NÜFUS KAYDININ DÜZELTİLMESİ TALEBİ
Özet : Davacı, nüfus kaydı düzeltilmesi istenilen çocuğun doğum tarihinde, Eşi ….’in kardeşi …’in davalıların evliliğinden çocukları olmaması sebebiyle, müşterek çocukları ….’ü davalılar ….ve …’in evlat edinme saiki ile eksik ve yanlış beyanla nüfusa kaydını yaptırdıklarını belirterek nüfus kayıtlarının düzeltilmesini talep etmişlerdir.

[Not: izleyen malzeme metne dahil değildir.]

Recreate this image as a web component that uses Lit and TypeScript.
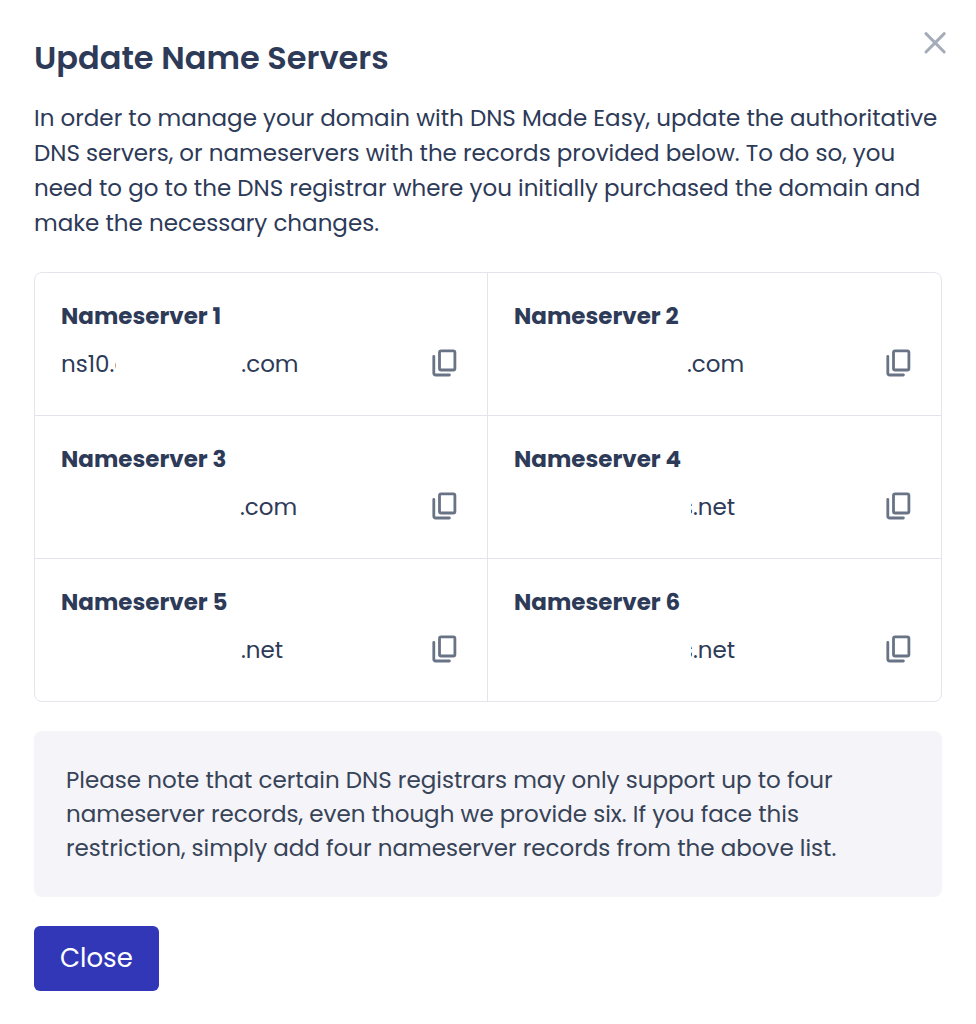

Dosya içinde mevcut nüfus kayıtlarından, anne-baba adının değiştirilmesi talep edilen …’in doğum tarihi olan 20/02/2004 tarihinde, iddia edilen genetik annenin iddia edilen baba ile evli bulunduğu anlaşılmaktadır. O halde, yukarıda açıklanan ilkeler karşısında dava, nüfus kayıtlarında düzeltim yapılması davasından ibarettir. Bu nedenle uyuşmazlığın, 5490 sayılı Nüfus Hizmetleri Kanununun 36/1-a maddesi uyarınca asliye hukuk mahkemesince çözümlenmesi gerekmektedir.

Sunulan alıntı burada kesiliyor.